Supplied information:
## BEGIN

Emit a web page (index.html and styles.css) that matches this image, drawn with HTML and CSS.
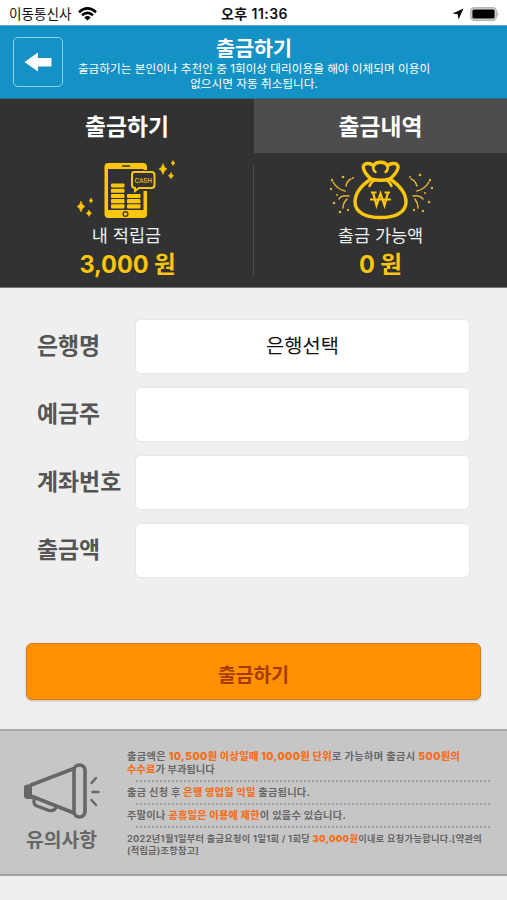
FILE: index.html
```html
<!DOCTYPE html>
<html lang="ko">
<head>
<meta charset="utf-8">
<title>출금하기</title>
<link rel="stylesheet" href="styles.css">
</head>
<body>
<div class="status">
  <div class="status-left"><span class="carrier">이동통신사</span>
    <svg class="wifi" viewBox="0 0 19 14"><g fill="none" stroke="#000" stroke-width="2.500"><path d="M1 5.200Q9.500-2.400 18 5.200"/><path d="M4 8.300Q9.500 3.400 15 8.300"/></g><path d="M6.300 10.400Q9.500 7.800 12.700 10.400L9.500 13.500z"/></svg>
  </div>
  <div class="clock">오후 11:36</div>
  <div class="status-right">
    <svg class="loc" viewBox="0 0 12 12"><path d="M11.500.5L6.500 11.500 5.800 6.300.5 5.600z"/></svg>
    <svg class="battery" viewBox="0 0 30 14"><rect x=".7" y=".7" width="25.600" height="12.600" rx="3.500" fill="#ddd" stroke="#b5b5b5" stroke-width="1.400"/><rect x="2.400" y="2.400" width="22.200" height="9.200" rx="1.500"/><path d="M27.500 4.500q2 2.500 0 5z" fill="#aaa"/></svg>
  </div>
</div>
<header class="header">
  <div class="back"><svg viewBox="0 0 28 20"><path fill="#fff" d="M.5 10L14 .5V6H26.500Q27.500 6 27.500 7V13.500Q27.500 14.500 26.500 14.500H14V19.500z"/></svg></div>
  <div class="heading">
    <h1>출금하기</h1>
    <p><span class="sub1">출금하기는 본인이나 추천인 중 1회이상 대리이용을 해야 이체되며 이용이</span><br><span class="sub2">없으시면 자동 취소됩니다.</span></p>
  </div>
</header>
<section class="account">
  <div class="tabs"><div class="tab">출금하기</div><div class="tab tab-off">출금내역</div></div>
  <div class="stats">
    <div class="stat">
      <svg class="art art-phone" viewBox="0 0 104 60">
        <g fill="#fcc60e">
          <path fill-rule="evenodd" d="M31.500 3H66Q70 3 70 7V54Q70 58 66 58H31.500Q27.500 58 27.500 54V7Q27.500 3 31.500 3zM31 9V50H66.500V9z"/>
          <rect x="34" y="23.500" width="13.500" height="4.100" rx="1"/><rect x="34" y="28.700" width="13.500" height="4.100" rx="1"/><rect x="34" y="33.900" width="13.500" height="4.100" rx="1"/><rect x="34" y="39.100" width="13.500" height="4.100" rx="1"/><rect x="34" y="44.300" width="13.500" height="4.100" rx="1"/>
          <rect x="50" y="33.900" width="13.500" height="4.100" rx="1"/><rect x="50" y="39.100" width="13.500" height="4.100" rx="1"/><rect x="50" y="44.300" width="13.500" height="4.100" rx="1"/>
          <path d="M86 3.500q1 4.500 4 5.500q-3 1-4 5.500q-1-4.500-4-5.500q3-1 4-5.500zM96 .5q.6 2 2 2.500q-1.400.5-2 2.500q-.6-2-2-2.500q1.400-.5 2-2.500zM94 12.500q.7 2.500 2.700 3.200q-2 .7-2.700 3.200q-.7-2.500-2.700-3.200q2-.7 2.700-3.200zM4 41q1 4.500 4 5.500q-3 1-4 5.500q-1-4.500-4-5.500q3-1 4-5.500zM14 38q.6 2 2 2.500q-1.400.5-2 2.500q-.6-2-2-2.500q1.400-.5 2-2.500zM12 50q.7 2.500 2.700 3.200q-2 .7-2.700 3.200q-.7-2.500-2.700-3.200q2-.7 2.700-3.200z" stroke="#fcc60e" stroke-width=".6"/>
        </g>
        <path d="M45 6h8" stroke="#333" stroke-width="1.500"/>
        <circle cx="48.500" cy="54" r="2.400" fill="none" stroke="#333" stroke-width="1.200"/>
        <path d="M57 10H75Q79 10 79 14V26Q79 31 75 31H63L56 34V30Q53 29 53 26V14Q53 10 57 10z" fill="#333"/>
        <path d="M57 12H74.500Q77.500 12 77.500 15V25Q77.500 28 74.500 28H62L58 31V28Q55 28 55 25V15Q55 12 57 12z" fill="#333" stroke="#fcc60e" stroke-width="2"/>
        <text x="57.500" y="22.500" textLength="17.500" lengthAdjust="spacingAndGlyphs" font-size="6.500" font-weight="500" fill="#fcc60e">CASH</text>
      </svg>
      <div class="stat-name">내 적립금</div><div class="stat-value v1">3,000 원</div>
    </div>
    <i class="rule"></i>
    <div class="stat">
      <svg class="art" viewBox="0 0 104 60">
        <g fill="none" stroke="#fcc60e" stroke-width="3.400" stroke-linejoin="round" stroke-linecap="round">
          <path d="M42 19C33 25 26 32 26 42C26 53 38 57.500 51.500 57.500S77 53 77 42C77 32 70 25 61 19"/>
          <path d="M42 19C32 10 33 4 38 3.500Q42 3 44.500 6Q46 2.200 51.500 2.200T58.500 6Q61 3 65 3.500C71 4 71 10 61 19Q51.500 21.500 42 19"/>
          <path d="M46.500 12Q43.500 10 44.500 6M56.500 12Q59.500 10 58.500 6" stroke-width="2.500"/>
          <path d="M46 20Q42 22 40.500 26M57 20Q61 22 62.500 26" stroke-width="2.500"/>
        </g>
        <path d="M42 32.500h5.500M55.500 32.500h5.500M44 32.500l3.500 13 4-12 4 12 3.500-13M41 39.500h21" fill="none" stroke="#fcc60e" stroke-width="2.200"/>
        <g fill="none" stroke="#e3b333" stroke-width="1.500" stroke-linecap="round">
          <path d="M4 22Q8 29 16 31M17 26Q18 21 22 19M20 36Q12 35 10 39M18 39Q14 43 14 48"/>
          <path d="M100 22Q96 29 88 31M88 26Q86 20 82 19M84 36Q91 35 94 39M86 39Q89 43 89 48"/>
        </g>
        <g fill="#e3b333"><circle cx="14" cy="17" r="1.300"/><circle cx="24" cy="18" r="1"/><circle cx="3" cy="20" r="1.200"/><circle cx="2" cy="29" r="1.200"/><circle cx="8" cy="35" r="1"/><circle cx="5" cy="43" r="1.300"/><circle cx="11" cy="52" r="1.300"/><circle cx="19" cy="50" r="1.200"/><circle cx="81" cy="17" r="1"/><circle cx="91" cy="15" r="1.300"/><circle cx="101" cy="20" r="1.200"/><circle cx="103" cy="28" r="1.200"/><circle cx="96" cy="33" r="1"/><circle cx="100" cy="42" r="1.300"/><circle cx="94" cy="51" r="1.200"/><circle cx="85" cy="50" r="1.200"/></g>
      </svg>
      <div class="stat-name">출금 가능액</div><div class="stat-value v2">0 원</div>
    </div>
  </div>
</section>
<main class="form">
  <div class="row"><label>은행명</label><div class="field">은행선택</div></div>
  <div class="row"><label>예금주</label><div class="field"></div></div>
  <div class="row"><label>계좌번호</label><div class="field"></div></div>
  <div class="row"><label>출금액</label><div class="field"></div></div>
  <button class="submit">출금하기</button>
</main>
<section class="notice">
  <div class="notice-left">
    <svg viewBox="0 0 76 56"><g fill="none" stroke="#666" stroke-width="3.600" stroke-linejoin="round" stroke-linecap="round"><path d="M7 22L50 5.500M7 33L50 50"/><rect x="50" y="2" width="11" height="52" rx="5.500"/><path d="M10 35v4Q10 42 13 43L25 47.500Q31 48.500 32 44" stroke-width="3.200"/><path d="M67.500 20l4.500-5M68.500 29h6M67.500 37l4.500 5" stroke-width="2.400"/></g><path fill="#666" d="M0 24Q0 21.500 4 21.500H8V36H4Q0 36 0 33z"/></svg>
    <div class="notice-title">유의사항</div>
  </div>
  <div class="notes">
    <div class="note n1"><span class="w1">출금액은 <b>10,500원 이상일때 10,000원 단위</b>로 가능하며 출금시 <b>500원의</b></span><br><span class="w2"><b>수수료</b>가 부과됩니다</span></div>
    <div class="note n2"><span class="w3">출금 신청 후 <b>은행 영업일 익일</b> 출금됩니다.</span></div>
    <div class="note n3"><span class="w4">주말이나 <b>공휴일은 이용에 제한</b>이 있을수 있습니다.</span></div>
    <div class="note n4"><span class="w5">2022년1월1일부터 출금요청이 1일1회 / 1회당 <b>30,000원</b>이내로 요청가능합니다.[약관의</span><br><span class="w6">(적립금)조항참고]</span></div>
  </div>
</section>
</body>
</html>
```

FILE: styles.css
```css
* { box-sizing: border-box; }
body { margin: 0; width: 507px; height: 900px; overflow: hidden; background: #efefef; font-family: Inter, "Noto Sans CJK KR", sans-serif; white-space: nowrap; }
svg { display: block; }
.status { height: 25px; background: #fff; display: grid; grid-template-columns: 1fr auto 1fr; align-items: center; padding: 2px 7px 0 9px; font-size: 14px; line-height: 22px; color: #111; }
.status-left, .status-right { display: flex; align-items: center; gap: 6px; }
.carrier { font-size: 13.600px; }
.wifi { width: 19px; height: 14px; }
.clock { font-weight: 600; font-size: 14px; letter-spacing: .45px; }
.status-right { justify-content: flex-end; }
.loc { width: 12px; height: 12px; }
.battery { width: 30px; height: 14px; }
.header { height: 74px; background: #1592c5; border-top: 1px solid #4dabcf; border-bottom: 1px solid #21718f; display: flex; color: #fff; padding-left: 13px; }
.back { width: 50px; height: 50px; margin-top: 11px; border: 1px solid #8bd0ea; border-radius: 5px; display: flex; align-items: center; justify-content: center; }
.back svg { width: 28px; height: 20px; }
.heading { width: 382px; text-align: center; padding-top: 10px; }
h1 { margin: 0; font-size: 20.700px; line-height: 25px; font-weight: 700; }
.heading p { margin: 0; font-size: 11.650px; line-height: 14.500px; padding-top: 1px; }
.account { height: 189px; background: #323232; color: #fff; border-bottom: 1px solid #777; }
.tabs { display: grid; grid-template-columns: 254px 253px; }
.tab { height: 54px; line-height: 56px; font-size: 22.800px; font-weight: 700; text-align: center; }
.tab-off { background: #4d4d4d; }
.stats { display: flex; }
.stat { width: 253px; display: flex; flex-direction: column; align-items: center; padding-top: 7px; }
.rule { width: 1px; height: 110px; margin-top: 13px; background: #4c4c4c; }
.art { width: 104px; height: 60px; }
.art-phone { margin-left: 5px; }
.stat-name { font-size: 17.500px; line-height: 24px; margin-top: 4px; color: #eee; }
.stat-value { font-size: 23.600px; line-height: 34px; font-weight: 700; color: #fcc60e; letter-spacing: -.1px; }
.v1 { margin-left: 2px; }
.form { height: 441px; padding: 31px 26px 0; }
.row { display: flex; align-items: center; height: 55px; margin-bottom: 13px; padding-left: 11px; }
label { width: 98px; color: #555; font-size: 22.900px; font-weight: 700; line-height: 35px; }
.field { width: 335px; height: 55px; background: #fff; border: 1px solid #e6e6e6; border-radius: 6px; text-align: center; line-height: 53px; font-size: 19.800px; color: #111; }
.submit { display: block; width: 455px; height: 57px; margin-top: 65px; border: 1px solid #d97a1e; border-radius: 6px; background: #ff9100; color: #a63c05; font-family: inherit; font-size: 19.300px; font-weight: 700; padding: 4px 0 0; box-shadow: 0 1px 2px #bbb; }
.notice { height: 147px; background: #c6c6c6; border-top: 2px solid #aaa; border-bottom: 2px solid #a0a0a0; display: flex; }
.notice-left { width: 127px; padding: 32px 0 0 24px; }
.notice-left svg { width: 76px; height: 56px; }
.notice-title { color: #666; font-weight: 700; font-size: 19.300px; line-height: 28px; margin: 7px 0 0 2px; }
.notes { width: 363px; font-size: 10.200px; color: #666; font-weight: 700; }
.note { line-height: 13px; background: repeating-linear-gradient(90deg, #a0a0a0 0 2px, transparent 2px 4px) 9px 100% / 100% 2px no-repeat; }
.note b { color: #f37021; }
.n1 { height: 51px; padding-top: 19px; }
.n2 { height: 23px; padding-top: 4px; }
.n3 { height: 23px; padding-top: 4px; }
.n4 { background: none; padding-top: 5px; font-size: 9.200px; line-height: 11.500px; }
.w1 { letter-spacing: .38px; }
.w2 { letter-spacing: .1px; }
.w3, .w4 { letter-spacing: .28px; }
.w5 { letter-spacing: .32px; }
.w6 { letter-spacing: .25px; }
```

## END

Exercise prompt:
Copy down every line of the material above that includes the string "styles".

Response:
Emit a web page (index.html and styles.css) that matches this image, drawn with HTML and CSS.
<link rel="stylesheet" href="styles.css">
FILE: styles.css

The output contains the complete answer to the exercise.